Falling audience numbers and a chaotic marketing campaign a year on from Kyle Sandilands and Jackie O’ Henderson’s show launch in Melbourne has seen revenue dwindle.
New figures from The Age reveal that since the beginning of 2025, ARN has lost $6 million in ad revenue compared with the first five months of last year. This means it’s down by 13 per cent according to unpublished Guideline SMI figures.
ARN, which owns the KIIS and Gold networks, has fallen from 28 per cent to 24 per cent of metro ad revenue (the total amount spent by ad agencies and the biggest brands with the major networks).
Meanwhile, their rivals Southern Cross and Nova have subsequently experienced big growth. Agencies have directed $6 million to the companies, giving them the market lead with a 33 per cent combined share. Southern Cross’ share includes Triple M and The Hit Network, while Lachlan Murdoch privately owns Nova Entertainment, which operates Nova and Smooth.
Due to Kyle and Jackie O’s flop in Melbourne, ARN has had to cut more than 200 roles in the past six months, with shares dropping 36 per cent since January 1.
During the campaign launch, billboards were seen throughout Melbourne telling viewers that Kyle and Jackie O’ were “behaving”, with initial signs that the pair were cleaning up their show’s content. However, it’s been reported this may have begun to affect their native audience in Sydney, with numbers sliding.
The show is known for its controversial content and views, with critics saying the breakfast program normalises “violent misogyny”. Last year, many high-profile advertisers boycotted the show’s campaign due to these concerns.
Coinciding with the top-rated Sydney program’s expansion into Melbourne, the grassroots activist group Mad Fucking Witches launched a community campaing targeting the show’s co-host Sandilands in May.
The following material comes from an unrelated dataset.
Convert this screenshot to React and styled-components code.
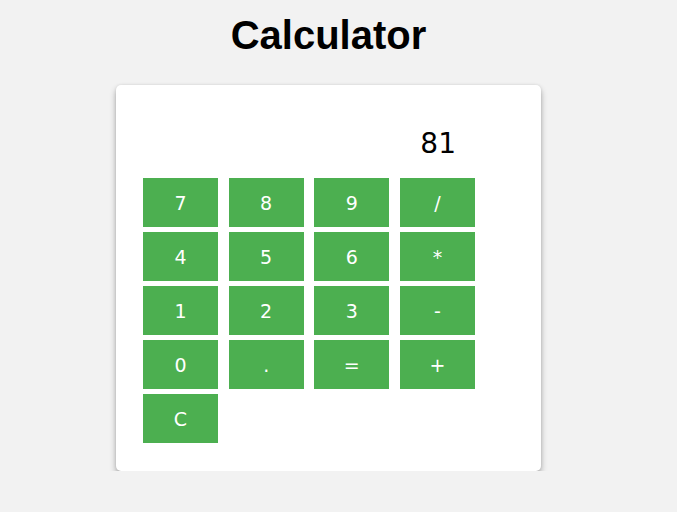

The group said advertisers were withdrawing from the show because it doesn’t align with their corporate values.
The group’s founder, Jennie Hill said at the time that the campaign was against Sandilands, rather than Henderson, and that he was speaking about women “in demeaning and objectifying and sexualised ways”.
“We don’t like seeing ourselves as wowsers or anything like that but the content is so beyond the pale in terms of the violent misogyny, we felt like we had to do it,” Hill told The Guardian.
In another outrageous incident last year, the Kyle and Jackie O show aired audio recorded from the “girls” in the office urinating while declaring that “the boys will try and figure out whose flaps made that wee”.
Rejecting this year’s marketing claim that the show was “behaving” in Melbourne, Sandilands told listeners: “We’re not just going to suck Melbourne off all day, every day”.
Following this comment, the show’s share appeared to rise until ultimately falling in the number of people tuning into their show.
ARN chief executive Ciaran Davis called the past 12 months an “unmitigated disaster” during a live Q+A with Sandilands and Henderson last week, according to several media reports.
The national rollout of the Kyle and Jackie O show is expected to continue into Brisbane in 2026. The pair are originally from Queensland, and top sales execs are hoping for better results than the fall-out in Melbourne.